▶ _Task details_: Do not copy the pictures. Write out the lines from the start of the entries through the line containing "GIAN FLASH SALE</h2>".

[Extracted records]
-- begin --
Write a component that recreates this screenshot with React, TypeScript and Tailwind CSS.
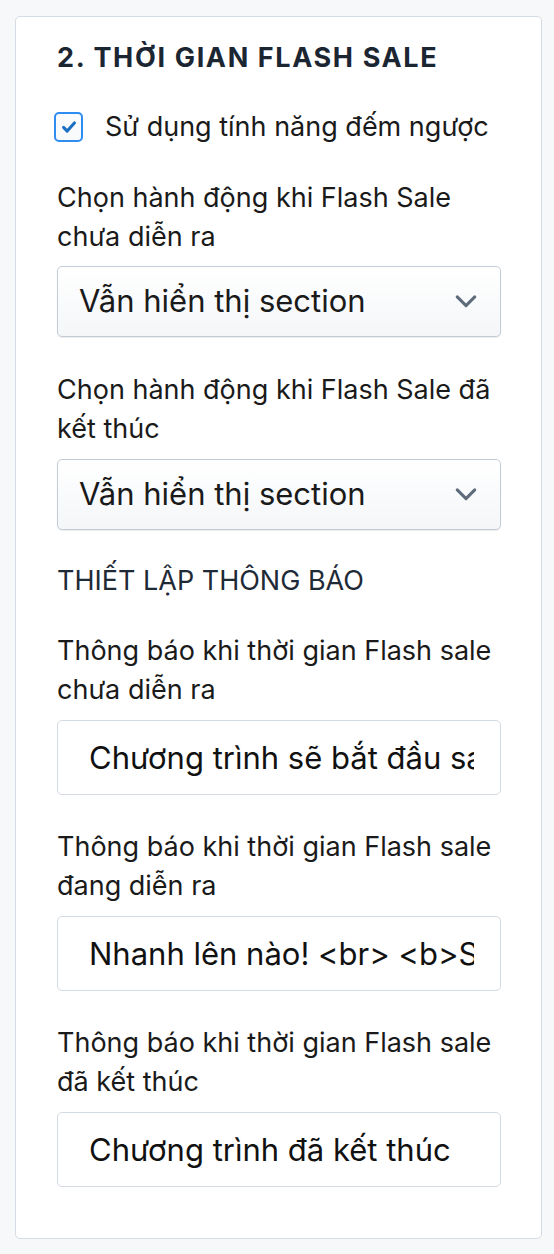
import React from 'react';

const font = { fontFamily: 'Inter, "Noto Sans", sans-serif' };

const Chevron: React.FC = () => (
    <svg className="w-[28px] h-[28px] text-[#5d6b7a]" viewBox="0 0 24 24" fill="none" stroke="currentColor" strokeWidth="2.6" strokeLinecap="round" strokeLinejoin="round">
        <path d="M4.5 8.5l7.5 7.5 7.5-7.5" />
    </svg>
);

const SelectBox: React.FC<{ value: string }> = ({ value }) => (
    <div className="flex items-center justify-between h-[71px] pl-[21px] pr-[20px] rounded-[5px] border border-[#c3ccd6] bg-gradient-to-b from-white to-[#f4f6f8] shadow-[0_1px_1px_rgba(0,0,0,0.08)]">
        <span className="text-[31px] text-[#1a1a1a]">{value}</span>
        <Chevron />
    </div>
);

const TextBox: React.FC<{ value: string }> = ({ value }) => (
    <input
        readOnly
        value={value}
        className="block w-full h-[75px] pl-[31px] pr-[26px] rounded-[5px] border border-[#d3dae2] bg-white text-[31px] text-[#111] outline-none"
        style={font}
    />
);

const Label: React.FC<{ children: React.ReactNode }> = ({ children }) => (
    <p className="text-[27px] leading-[39px] text-[#1a1a1a]">{children}</p>
);

const App: React.FC = () => {
    return (
        <div className="min-h-[1254px] bg-[#f6f8fa] pt-[16px] pl-[15px] pr-[12px]" style={font}>
            <div className="bg-white border border-[#d5dce3] rounded-[5px] pl-[41px] pr-[40px] pt-[24px] pb-[51px]">
                <h2 className="text-[27px] leading-[34px] font-bold tracking-[0.06em] text-[#1c2633]">2. THỜI GIAN FLASH SALE</h2>

                {/* Countdown toggle */}
                <div className="flex items-center gap-[22px] mt-[32px] -ml-[3px]">
                    <div className="w-[29px] h-[30px] rounded-[5px] border-2 border-[#2f8cf0] bg-[#f8fafc] flex items-center justify-center">
                        <svg className="w-[18px] h-[18px] text-[#1b6ec2]" viewBox="0 0 20 20" fill="none" stroke="currentColor" strokeWidth="3.4" strokeLinecap="round" strokeLinejoin="round">
                            <path d="M4 10.5l4 4 8-9" />
                        </svg>
                    </div>
                    <span className="text-[27px] text-[#1a1a1a]">Sử dụng tính năng đếm ngược</span>
                </div>

                <div className="mt-[30px]">
                    <Label>Chọn hành động khi Flash Sale chưa diễn ra</Label>
                    <div className="mt-[10px]"><SelectBox value="Vẫn hiển thị section" /></div>
                </div>

                <div className="mt-[33px]">
                    <Label>Chọn hành động khi Flash Sale đã kết thúc</Label>
                    <div className="mt-[11px]"><SelectBox value="Vẫn hiển thị section" /></div>
                </div>

                <p className="mt-[31px] text-[27px] leading-[39px] text-[#1f2a37]">THIẾT LẬP THÔNG BÁO</p>

                <div className="mt-[31px]">
                    <Label>Thông báo khi thời gian Flash sale chưa diễn ra</Label>
                    <div className="mt-[11px]"><TextBox value="Chương trình sẽ bắt đầu sau" /></div>
                </div>

                <div className="mt-[32px]">
                    <Label>Thông báo khi thời gian Flash sale đang diễn ra</Label>
                    <div className="mt-[11px]"><TextBox value="Nhanh lên nào! <br> <b>Sale sốc</b>" /></div>
                </div>

                <div className="mt-[32px]">
                    <Label>Thông báo khi thời gian Flash sale đã kết thúc</Label>
                    <div className="mt-[11px]"><TextBox value="Chương trình đã kết thúc" /></div>
                </div>
            </div>
        </div>
    );
};

export default App;
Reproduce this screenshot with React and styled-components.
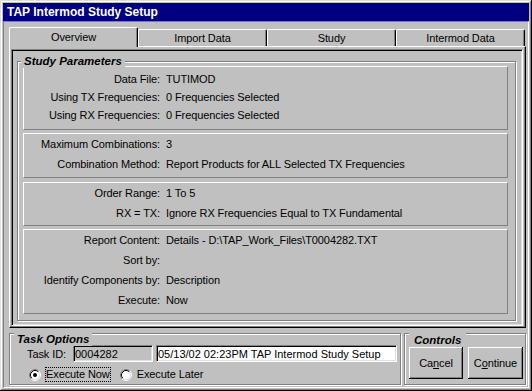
import React from "react";
import styled, { createGlobalStyle } from "styled-components";

const GlobalStyle = createGlobalStyle`
  html, body {
    margin: 0;
    padding: 0;
    background: #c0c0c0;
  }
  body {
    font-family: "Liberation Sans", Arial, sans-serif;
    font-size: 11px;
    color: #000;
  }
  * {
    box-sizing: border-box;
  }
`;

const Window = styled.div`
  width: 532px;
  height: 391px;
  padding: 3px;
  background: #c0c0c0;
  box-shadow: inset -1px -1px #000, inset 1px 1px #dfdfdf,
    inset -2px -2px #808080, inset 2px 2px #fff;
  display: flex;
  flex-direction: column;
`;

const TitleBar = styled.div`
  flex: none;
  height: 18px;
  padding-left: 4px;
  background: #000080;
  color: #fff;
  font-size: 12px;
  font-weight: bold;
  line-height: 18px;
  white-space: nowrap;
`;

const Body = styled.div`
  flex: 1;
  display: flex;
  flex-direction: column;
  border: 1px solid;
  border-color: #808080 #fff #fff #808080;
  padding: 5px 2px 2px 5px;
`;

const TabStrip = styled.div`
  position: relative;
  z-index: 1;
  display: flex;
  align-items: flex-end;
  height: 19px;
  margin-right: 1px;
`;

const Tab = styled.div`
  flex: 1;
  height: ${(p) => (p.$active ? 20 : 17)}px;
  margin-bottom: ${(p) => (p.$active ? -1 : 0)}px;
  border-top: 1px solid #fff;
  border-left: 1px solid #fff;
  border-right: 1px solid #000;
  border-radius: 2px 2px 0 0;
  box-shadow: inset -1px 0 #808080;
  background: #c0c0c0;
  text-align: center;
  line-height: ${(p) => (p.$active ? 19 : 16)}px;
  letter-spacing: -0.1px;
`;

const Page = styled.div`
  height: 282px;
  border: 1px solid;
  border-color: #fff #000 #000 #fff;
  box-shadow: inset -1px -1px #808080;
  padding: 2px 2px 1px 1px;
`;

const Panel = styled.div`
  height: 100%;
  border: 1px solid;
  border-color: #808080 #fff #fff #808080;
  box-shadow: inset 1px 1px #000, inset -1px -1px #dfdfdf;
  padding: 11px 6px 4px 5px;
`;

const Group = styled.div`
  position: relative;
  border: 1px solid #808080;
  box-shadow: inset 1px 1px #fff, 1px 1px #fff;
`;

const StudyGroup = styled(Group)`
  display: flex;
  flex-direction: column;
  gap: 3px;
  padding: 4px 7px 6px 5px;
`;

const Legend = styled.span`
  position: absolute;
  left: ${(p) => p.$x}px;
  top: ${(p) => p.$y}px;
  padding: 0 ${(p) => p.$pad ?? 3}px;
  background: #c0c0c0;
  font-size: 11.5px;
  font-style: italic;
  font-weight: bold;
  line-height: 14px;
  white-space: nowrap;
`;

const Section = styled.div`
  display: grid;
  grid-template-columns: 136px 1fr;
  grid-auto-rows: ${(p) => p.$rowH}px;
  column-gap: 6px;
  align-items: center;
  margin-top: ${(p) => p.$mt ?? 0}px;
  padding: ${(p) => p.$pt}px 0 ${(p) => p.$pb}px;
  border: 1px solid;
  border-color: #fff #808080 #808080 #fff;
  letter-spacing: -0.1px;
  white-space: nowrap;
`;

const FieldLabel = styled.div`
  text-align: right;
`;

const FieldValue = styled.div``;

const BottomRow = styled.div`
  display: flex;
  gap: 3px;
  height: 52px;
  margin-top: 5px;
`;

const TaskGroup = styled(Group)`
  width: 392px;
  padding: 11px 3px 1px 17px;
  display: flex;
  flex-direction: column;
  gap: 4px;
`;

const ControlsGroup = styled(Group)`
  flex: 1;
  display: flex;
  align-items: flex-start;
  gap: 5px;
  padding: 13px 2px 5px 4px;
`;

const TaskRow = styled.div`
  display: flex;
  align-items: center;
  height: 17px;
`;

const TaskLabel = styled.span`
  width: 46px;
  letter-spacing: -0.1px;
`;

const TextField = styled.input`
  width: ${(p) => p.$w}px;
  height: 17px;
  margin: 0 ${(p) => p.$mr ?? 0}px 0 0;
  padding: 0 0 0 1px;
  border: 1px solid;
  border-color: #808080 #fff #fff #808080;
  box-shadow: inset 1px 1px #000, inset -1px -1px #dfdfdf;
  background: ${(p) => (p.$disabled ? "#c0c0c0" : "#fff")};
  font-family: "Liberation Sans", Arial, sans-serif;
  font-size: 11px;
  color: #000;
  outline: none;
`;

const RadioRow = styled.div`
  display: flex;
  align-items: center;
  height: 17px;
  padding-left: 2px;
`;

const RadioOption = styled.label`
  display: inline-flex;
  align-items: center;
  gap: 5px;
  margin-right: ${(p) => p.$mr ?? 0}px;
  letter-spacing: -0.1px;
`;

const RadioText = styled.span`
  line-height: 13px;
  outline: ${(p) => (p.$focused ? "1px dotted #000" : "none")};
`;

const Button = styled.button`
  width: ${(p) => p.$w}px;
  height: 32px;
  padding: 0;
  border: none;
  background: #c0c0c0;
  box-shadow: inset -1px -1px #000, inset 1px 1px #fff,
    inset -2px -2px #808080;
  font-family: "Liberation Sans", Arial, sans-serif;
  font-size: 11px;
  letter-spacing: -0.1px;
  color: #000;
`;

const RadioMark = ({ checked }) => (
  <svg width="12" height="12" viewBox="0 0 12 12">
    <circle cx="6" cy="6" r="4.5" fill="#fff" />
    <path d="M2.11 9.89 A5.5 5.5 0 0 1 9.89 2.11" stroke="#808080" fill="none" />
    <path d="M9.89 2.11 A5.5 5.5 0 0 1 2.11 9.89" stroke="#fff" fill="none" />
    <path d="M2.82 9.18 A4.5 4.5 0 0 1 9.18 2.82" stroke="#000" fill="none" />
    <path d="M9.18 2.82 A4.5 4.5 0 0 1 2.82 9.18" stroke="#dfdfdf" fill="none" />
    {checked && <circle cx="6" cy="6" r="2" fill="#000" />}
  </svg>
);

const tabs = ["Overview", "Import Data", "Study", "Intermod Data"];

const sections = [
  {
    rowH: 18,
    pt: 3,
    pb: 5,
    rows: [
      ["Data File:", "TUTIMOD"],
      ["Using TX Frequencies:", "0 Frequencies Selected"],
      ["Using RX Frequencies:", "0 Frequencies Selected"],
    ],
  },
  {
    rowH: 20,
    pt: 0,
    pb: 3,
    rows: [
      ["Maximum Combinations:", "3"],
      ["Combination Method:", "Report Products for ALL Selected TX Frequencies"],
    ],
  },
  {
    rowH: 20,
    pt: 0,
    pb: 2,
    mt: 1,
    rows: [
      ["Order Range:", "1 To 5"],
      ["RX = TX:", "Ignore RX Frequencies Equal to TX Fundamental"],
    ],
  },
  {
    rowH: 20,
    pt: 0,
    pb: 3,
    rows: [
      ["Report Content:", "Details - D:\\TAP_Work_Files\\T0004282.TXT"],
      ["Sort by:", ""],
      ["Identify Components by:", "Description"],
      ["Execute:", "Now"],
    ],
  },
];

export default function App() {
  return (
    <>
      <GlobalStyle />
      <Window>
        <TitleBar>TAP Intermod Study Setup</TitleBar>
        <Body>
          <TabStrip>
            {tabs.map((t, i) => (
              <Tab key={t} $active={i === 0}>
                {t}
              </Tab>
            ))}
          </TabStrip>
          <Page>
            <Panel>
              <StudyGroup>
                <Legend $x={3} $y={-8}>
                  Study Parameters
                </Legend>
                {sections.map((s, i) => (
                  <Section key={i} $rowH={s.rowH} $pt={s.pt} $pb={s.pb} $mt={s.mt}>
                    {s.rows.map(([label, value]) => (
                      <React.Fragment key={label}>
                        <FieldLabel>{label}</FieldLabel>
                        <FieldValue>{value}</FieldValue>
                      </React.Fragment>
                    ))}
                  </Section>
                ))}
              </StudyGroup>
            </Panel>
          </Page>
          <BottomRow>
            <TaskGroup>
              <Legend $x={4} $y={-2}>
                Task Options
              </Legend>
              <TaskRow>
                <TaskLabel>Task ID:</TaskLabel>
                <TextField $w={80} $mr={3} $disabled readOnly defaultValue="0004282" />
                <TextField
                  $w={241}
                  readOnly
                  defaultValue="05/13/02 02:23PM TAP Intermod Study Setup"
                />
              </TaskRow>
              <RadioRow>
                <RadioOption $mr={10}>
                  <RadioMark checked />
                  <RadioText $focused>Execute Now</RadioText>
                </RadioOption>
                <RadioOption>
                  <RadioMark />
                  <RadioText>Execute Later</RadioText>
                </RadioOption>
              </RadioRow>
            </TaskGroup>
            <ControlsGroup>
              <Legend $x={4} $y={-1} $pad={5}>
                Controls
              </Legend>
              <Button $w={54}>
                Ca<u>n</u>cel
              </Button>
              <Button $w={55}>
                C<u>o</u>ntinue
              </Button>
            </ControlsGroup>
          </BottomRow>
        </Body>
      </Window>
    </>
  );
}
-- end --
▶ _Problem solution_:
Write a component that recreates this screenshot with React, TypeScript and Tailwind CSS.
import React from 'react';

const font = { fontFamily: 'Inter, "Noto Sans", sans-serif' };

const Chevron: React.FC = () => (
    <svg className="w-[28px] h-[28px] text-[#5d6b7a]" viewBox="0 0 24 24" fill="none" stroke="currentColor" strokeWidth="2.6" strokeLinecap="round" strokeLinejoin="round">
        <path d="M4.5 8.5l7.5 7.5 7.5-7.5" />
    </svg>
);

const SelectBox: React.FC<{ value: string }> = ({ value }) => (
    <div className="flex items-center justify-between h-[71px] pl-[21px] pr-[20px] rounded-[5px] border border-[#c3ccd6] bg-gradient-to-b from-white to-[#f4f6f8] shadow-[0_1px_1px_rgba(0,0,0,0.08)]">
        <span className="text-[31px] text-[#1a1a1a]">{value}</span>
        <Chevron />
    </div>
);

const TextBox: React.FC<{ value: string }> = ({ value }) => (
    <input
        readOnly
        value={value}
        className="block w-full h-[75px] pl-[31px] pr-[26px] rounded-[5px] border border-[#d3dae2] bg-white text-[31px] text-[#111] outline-none"
        style={font}
    />
);

const Label: React.FC<{ children: React.ReactNode }> = ({ children }) => (
    <p className="text-[27px] leading-[39px] text-[#1a1a1a]">{children}</p>
);

const App: React.FC = () => {
    return (
        <div className="min-h-[1254px] bg-[#f6f8fa] pt-[16px] pl-[15px] pr-[12px]" style={font}>
            <div className="bg-white border border-[#d5dce3] rounded-[5px] pl-[41px] pr-[40px] pt-[24px] pb-[51px]">
                <h2 className="text-[27px] leading-[34px] font-bold tracking-[0.06em] text-[#1c2633]">2. THỜI GIAN FLASH SALE</h2>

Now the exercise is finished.